King and her Pitt Public Health colleagues investigated alcohol consumption and alcohol use disorder symptoms in 1,945 study participants in the Longitudinal Assessment of Bariatric Surgery study. Nearly 70 percent of study participants underwent the popular RYGB surgery and among them 7 percent reported symptoms of alcohol use disorders prior to surgery. Although there was not a significant increase in alcohol use disorders after one year, by the second post-operative year there was a greater than 50 percent relative increase.

“Among RYGB patients, there was a significant decrease in alcohol consumption in the first year after surgery, compared to the year before surgery, but not in the second year.

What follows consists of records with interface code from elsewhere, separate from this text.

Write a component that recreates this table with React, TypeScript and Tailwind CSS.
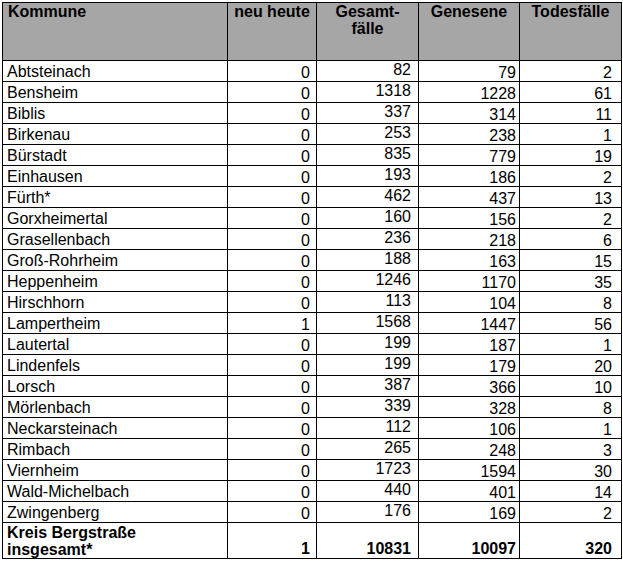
const rows: [string, number, number, number, number][] = [
  ['Abtsteinach', 0, 82, 79, 2],
  ['Bensheim', 0, 1318, 1228, 61],
  ['Biblis', 0, 337, 314, 11],
  ['Birkenau', 0, 253, 238, 1],
  ['Bürstadt', 0, 835, 779, 19],
  ['Einhausen', 0, 193, 186, 2],
  ['Fürth*', 0, 462, 437, 13],
  ['Gorxheimertal', 0, 160, 156, 2],
  ['Grasellenbach', 0, 236, 218, 6],
  ['Groß-Rohrheim', 0, 188, 163, 15],
  ['Heppenheim', 0, 1246, 1170, 35],
  ['Hirschhorn', 0, 113, 104, 8],
  ['Lampertheim', 1, 1568, 1447, 56],
  ['Lautertal', 0, 199, 187, 1],
  ['Lindenfels', 0, 199, 179, 20],
  ['Lorsch', 0, 387, 366, 10],
  ['Mörlenbach', 0, 339, 328, 8],
  ['Neckarsteinach', 0, 112, 106, 1],
  ['Rimbach', 0, 265, 248, 3],
  ['Viernheim', 0, 1723, 1594, 30],
  ['Wald-Michelbach', 0, 440, 401, 14],
  ['Zwingenberg', 0, 176, 169, 2],
];

const cell = 'border-r border-b border-black';
const head = `${cell} bg-[#a6a6a6] font-bold text-center`;

export default function App() {
  return (
    <div className="min-h-[565px] bg-white pt-[2px] pl-[2px] font-['Liberation_Sans',Arial,sans-serif] text-[16px] leading-[17px] text-black">
      <div className="grid w-[620px] grid-cols-[225px_89px_102px_101px_102px] border-l border-t border-black">
        {/* header */}
        <div className={`${cell} h-[58px] bg-[#a6a6a6] pl-[5px] font-bold`}>Kommune</div>
        <div className={head}>neu heute</div>
        <div className={head}>
          Gesamt-
          <br />
          fälle
        </div>
        <div className={head}>Genesene</div>
        <div className={head}>Todesfälle</div>

        {rows.map(([name, neu, gesamt, genesen, tote]) => (
          <div key={name} className="contents">
            <div className={`${cell} h-[21px] pt-[2px] pl-[4px]`}>{name}</div>
            <div className={`${cell} pt-[3px] pr-[6px] text-right`}>{neu}</div>
            <div className={`${cell} pr-[7px] text-right`}>{gesamt}</div>
            <div className={`${cell} pt-[3px] pr-[3px] text-right`}>{genesen}</div>
            <div className={`${cell} pt-[3px] pr-[9px] text-right`}>{tote}</div>
          </div>
        ))}

        {/* total */}
        <div className={`${cell} h-[36px] pt-[1px] pl-[4px] font-bold`}>
          Kreis Bergstraße
          <br />
          insgesamt*
        </div>
        <div className={`${cell} flex items-end justify-end pr-[6px] pb-[1px] font-bold`}>1</div>
        <div className={`${cell} flex items-end justify-end pr-[7px] pb-[1px] font-bold`}>10831</div>
        <div className={`${cell} flex items-end justify-end pr-[3px] pb-[1px] font-bold`}>10097</div>
        <div className={`${cell} flex items-end justify-end pr-[9px] pb-[1px] font-bold`}>320</div>
      </div>
    </div>
  );
}
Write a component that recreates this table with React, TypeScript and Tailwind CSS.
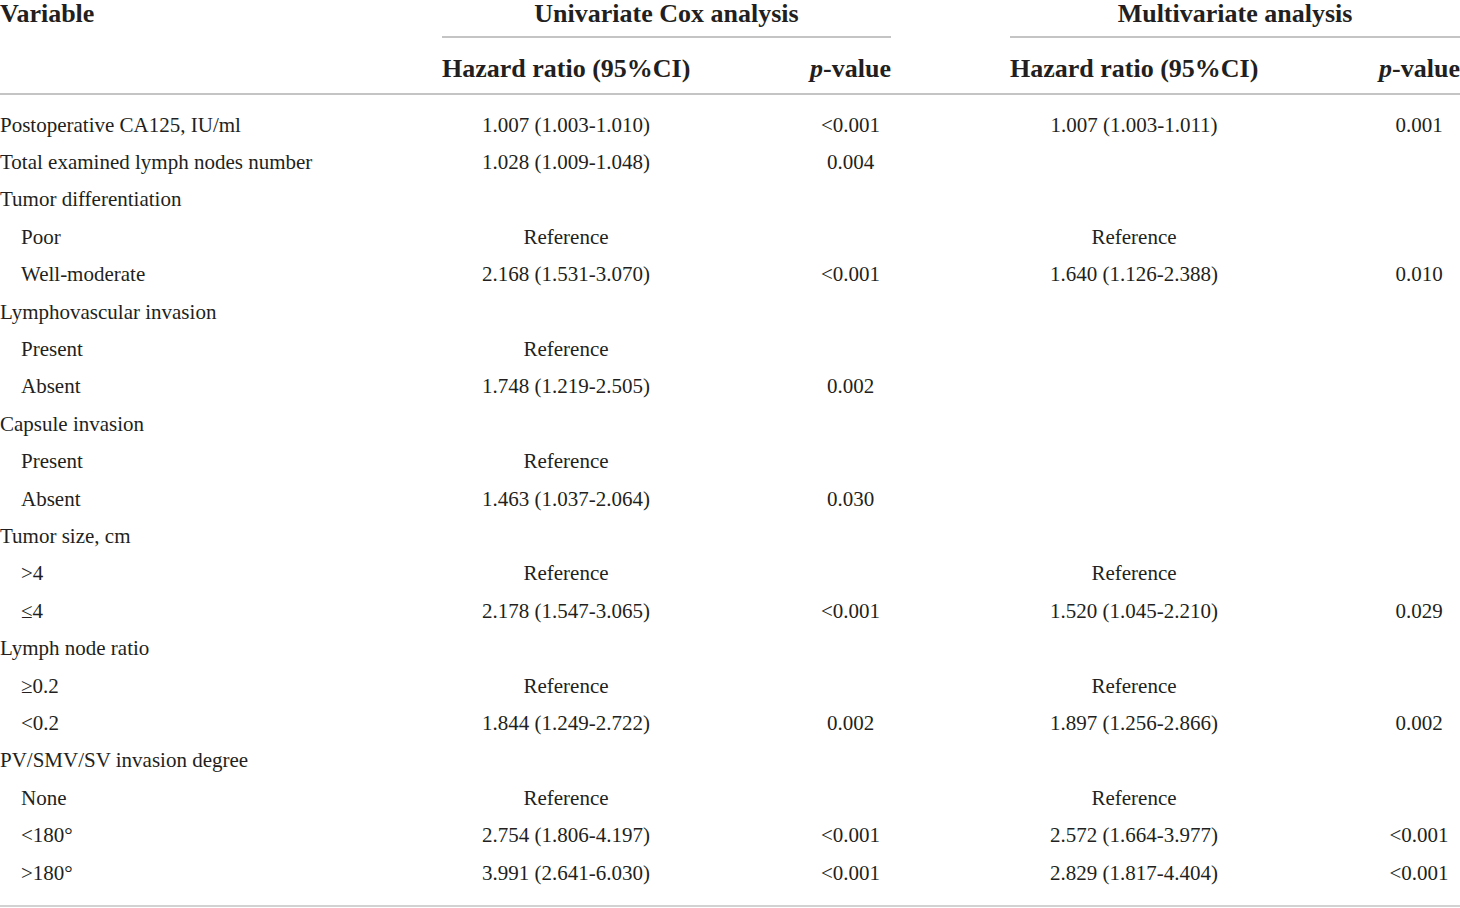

Thus, the increase in alcohol use disorder symptoms following RYGB surgery was likely a result of an increase in alcohol sensitivity following surgery combined with resumption of higher levels of alcohol consumption in the second post-operative year,” King said.

King’s study found several patient characteristics that could help predict whether a patient is more likely to develop alcohol use disorders following surgery. These included a lower sense of interpersonal support, smoking, recreational drug use, consumption of alcohol at least two times per week, and prior alcohol disorders. Men and younger adults were more likely to develop alcohol use disorders.